→ **GIVEN INSTRUCTION**: Set down the full listing exactly as given. Any pictures are to be left out.

→ **SUPPLIED MATERIAL**:
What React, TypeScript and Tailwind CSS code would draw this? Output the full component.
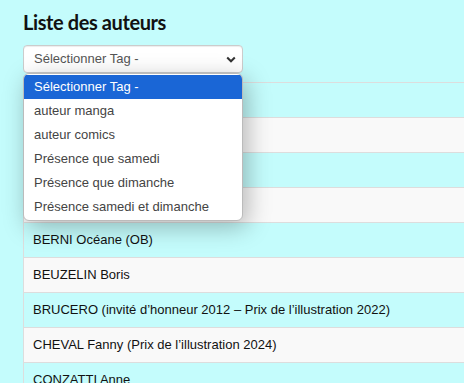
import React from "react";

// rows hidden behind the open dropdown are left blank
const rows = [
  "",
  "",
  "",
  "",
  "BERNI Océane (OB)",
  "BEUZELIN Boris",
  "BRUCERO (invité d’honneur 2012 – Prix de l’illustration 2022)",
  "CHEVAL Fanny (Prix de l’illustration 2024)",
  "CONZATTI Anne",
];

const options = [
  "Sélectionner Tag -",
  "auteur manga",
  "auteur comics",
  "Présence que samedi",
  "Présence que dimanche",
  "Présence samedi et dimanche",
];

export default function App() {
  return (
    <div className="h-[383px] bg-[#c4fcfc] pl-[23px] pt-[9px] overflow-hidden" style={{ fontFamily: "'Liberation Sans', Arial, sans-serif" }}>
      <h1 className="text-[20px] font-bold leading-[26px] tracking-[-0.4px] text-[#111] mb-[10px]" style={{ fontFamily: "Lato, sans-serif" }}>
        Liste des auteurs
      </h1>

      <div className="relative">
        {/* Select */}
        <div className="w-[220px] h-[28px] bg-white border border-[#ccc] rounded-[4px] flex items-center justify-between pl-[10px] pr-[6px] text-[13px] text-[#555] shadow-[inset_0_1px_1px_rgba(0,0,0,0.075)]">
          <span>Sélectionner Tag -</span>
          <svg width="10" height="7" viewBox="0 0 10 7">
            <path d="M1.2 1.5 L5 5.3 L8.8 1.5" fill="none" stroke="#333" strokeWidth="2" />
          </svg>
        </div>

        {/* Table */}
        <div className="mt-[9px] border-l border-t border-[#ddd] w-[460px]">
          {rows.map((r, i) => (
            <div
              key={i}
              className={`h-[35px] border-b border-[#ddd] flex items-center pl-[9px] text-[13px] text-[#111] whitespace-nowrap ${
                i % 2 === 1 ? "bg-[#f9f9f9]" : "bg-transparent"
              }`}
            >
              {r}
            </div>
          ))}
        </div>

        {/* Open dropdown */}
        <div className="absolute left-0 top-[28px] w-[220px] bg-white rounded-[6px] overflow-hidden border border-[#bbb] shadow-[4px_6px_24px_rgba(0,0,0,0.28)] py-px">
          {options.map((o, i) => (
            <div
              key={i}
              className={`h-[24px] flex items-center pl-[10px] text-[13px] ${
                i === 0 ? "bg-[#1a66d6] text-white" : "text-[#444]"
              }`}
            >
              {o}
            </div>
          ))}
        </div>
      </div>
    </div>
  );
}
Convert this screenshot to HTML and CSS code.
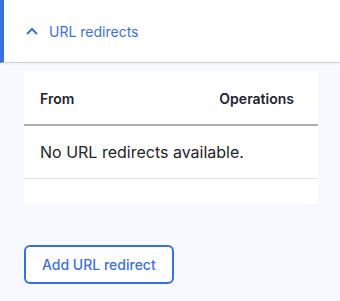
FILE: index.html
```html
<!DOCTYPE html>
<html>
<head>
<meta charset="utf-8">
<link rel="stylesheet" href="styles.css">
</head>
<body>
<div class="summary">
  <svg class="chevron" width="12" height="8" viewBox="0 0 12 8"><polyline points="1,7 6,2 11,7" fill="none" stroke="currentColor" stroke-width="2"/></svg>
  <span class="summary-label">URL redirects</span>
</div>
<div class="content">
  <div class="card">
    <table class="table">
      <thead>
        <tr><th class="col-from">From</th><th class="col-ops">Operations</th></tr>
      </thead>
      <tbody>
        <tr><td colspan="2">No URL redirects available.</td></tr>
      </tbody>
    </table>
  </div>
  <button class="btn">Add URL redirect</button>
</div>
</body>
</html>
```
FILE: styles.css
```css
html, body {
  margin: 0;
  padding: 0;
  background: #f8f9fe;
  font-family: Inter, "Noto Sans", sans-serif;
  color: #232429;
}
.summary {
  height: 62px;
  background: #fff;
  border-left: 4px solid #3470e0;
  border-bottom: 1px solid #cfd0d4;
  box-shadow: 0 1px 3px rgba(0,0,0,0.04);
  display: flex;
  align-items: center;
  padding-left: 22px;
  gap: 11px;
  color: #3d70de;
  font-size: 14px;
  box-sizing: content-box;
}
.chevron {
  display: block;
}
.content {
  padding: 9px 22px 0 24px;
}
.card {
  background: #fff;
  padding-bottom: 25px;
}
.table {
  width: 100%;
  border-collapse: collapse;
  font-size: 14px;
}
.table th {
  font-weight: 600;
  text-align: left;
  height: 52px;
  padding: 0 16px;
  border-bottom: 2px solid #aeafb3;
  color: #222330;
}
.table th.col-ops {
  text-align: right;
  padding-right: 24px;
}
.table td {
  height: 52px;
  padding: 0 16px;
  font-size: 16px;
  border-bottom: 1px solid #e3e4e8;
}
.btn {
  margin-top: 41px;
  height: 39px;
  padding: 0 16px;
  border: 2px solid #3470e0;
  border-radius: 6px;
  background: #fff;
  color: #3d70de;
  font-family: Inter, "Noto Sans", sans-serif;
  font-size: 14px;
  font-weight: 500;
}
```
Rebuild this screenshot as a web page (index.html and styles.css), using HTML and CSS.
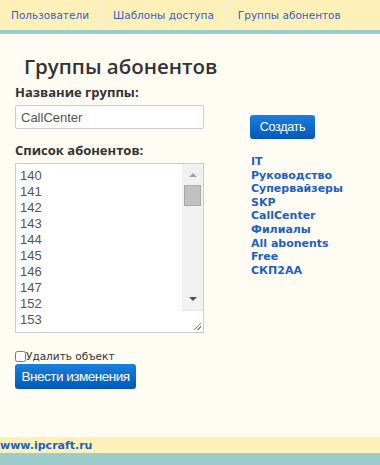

→ **RESPONSE TO THIS EXERCISE**:
What React, TypeScript and Tailwind CSS code would draw this? Output the full component.
import React from "react";

// rows hidden behind the open dropdown are left blank
const rows = [
  "",
  "",
  "",
  "",
  "BERNI Océane (OB)",
  "BEUZELIN Boris",
  "BRUCERO (invité d’honneur 2012 – Prix de l’illustration 2022)",
  "CHEVAL Fanny (Prix de l’illustration 2024)",
  "CONZATTI Anne",
];

const options = [
  "Sélectionner Tag -",
  "auteur manga",
  "auteur comics",
  "Présence que samedi",
  "Présence que dimanche",
  "Présence samedi et dimanche",
];

export default function App() {
  return (
    <div className="h-[383px] bg-[#c4fcfc] pl-[23px] pt-[9px] overflow-hidden" style={{ fontFamily: "'Liberation Sans', Arial, sans-serif" }}>
      <h1 className="text-[20px] font-bold leading-[26px] tracking-[-0.4px] text-[#111] mb-[10px]" style={{ fontFamily: "Lato, sans-serif" }}>
        Liste des auteurs
      </h1>

      <div className="relative">
        {/* Select */}
        <div className="w-[220px] h-[28px] bg-white border border-[#ccc] rounded-[4px] flex items-center justify-between pl-[10px] pr-[6px] text-[13px] text-[#555] shadow-[inset_0_1px_1px_rgba(0,0,0,0.075)]">
          <span>Sélectionner Tag -</span>
          <svg width="10" height="7" viewBox="0 0 10 7">
            <path d="M1.2 1.5 L5 5.3 L8.8 1.5" fill="none" stroke="#333" strokeWidth="2" />
          </svg>
        </div>

        {/* Table */}
        <div className="mt-[9px] border-l border-t border-[#ddd] w-[460px]">
          {rows.map((r, i) => (
            <div
              key={i}
              className={`h-[35px] border-b border-[#ddd] flex items-center pl-[9px] text-[13px] text-[#111] whitespace-nowrap ${
                i % 2 === 1 ? "bg-[#f9f9f9]" : "bg-transparent"
              }`}
            >
              {r}
            </div>
          ))}
        </div>

        {/* Open dropdown */}
        <div className="absolute left-0 top-[28px] w-[220px] bg-white rounded-[6px] overflow-hidden border border-[#bbb] shadow-[4px_6px_24px_rgba(0,0,0,0.28)] py-px">
          {options.map((o, i) => (
            <div
              key={i}
              className={`h-[24px] flex items-center pl-[10px] text-[13px] ${
                i === 0 ? "bg-[#1a66d6] text-white" : "text-[#444]"
              }`}
            >
              {o}
            </div>
          ))}
        </div>
      </div>
    </div>
  );
}
Convert this screenshot to HTML and CSS code.
FILE: index.html
```html
<!DOCTYPE html>
<html>
<head>
<meta charset="utf-8">
<link rel="stylesheet" href="styles.css">
</head>
<body>
<div class="summary">
  <svg class="chevron" width="12" height="8" viewBox="0 0 12 8"><polyline points="1,7 6,2 11,7" fill="none" stroke="currentColor" stroke-width="2"/></svg>
  <span class="summary-label">URL redirects</span>
</div>
<div class="content">
  <div class="card">
    <table class="table">
      <thead>
        <tr><th class="col-from">From</th><th class="col-ops">Operations</th></tr>
      </thead>
      <tbody>
        <tr><td colspan="2">No URL redirects available.</td></tr>
      </tbody>
    </table>
  </div>
  <button class="btn">Add URL redirect</button>
</div>
</body>
</html>
```
FILE: styles.css
```css
html, body {
  margin: 0;
  padding: 0;
  background: #f8f9fe;
  font-family: Inter, "Noto Sans", sans-serif;
  color: #232429;
}
.summary {
  height: 62px;
  background: #fff;
  border-left: 4px solid #3470e0;
  border-bottom: 1px solid #cfd0d4;
  box-shadow: 0 1px 3px rgba(0,0,0,0.04);
  display: flex;
  align-items: center;
  padding-left: 22px;
  gap: 11px;
  color: #3d70de;
  font-size: 14px;
  box-sizing: content-box;
}
.chevron {
  display: block;
}
.content {
  padding: 9px 22px 0 24px;
}
.card {
  background: #fff;
  padding-bottom: 25px;
}
.table {
  width: 100%;
  border-collapse: collapse;
  font-size: 14px;
}
.table th {
  font-weight: 600;
  text-align: left;
  height: 52px;
  padding: 0 16px;
  border-bottom: 2px solid #aeafb3;
  color: #222330;
}
.table th.col-ops {
  text-align: right;
  padding-right: 24px;
}
.table td {
  height: 52px;
  padding: 0 16px;
  font-size: 16px;
  border-bottom: 1px solid #e3e4e8;
}
.btn {
  margin-top: 41px;
  height: 39px;
  padding: 0 16px;
  border: 2px solid #3470e0;
  border-radius: 6px;
  background: #fff;
  color: #3d70de;
  font-family: Inter, "Noto Sans", sans-serif;
  font-size: 14px;
  font-weight: 500;
}
```
Rebuild this screenshot as a web page (index.html and styles.css), using HTML and CSS.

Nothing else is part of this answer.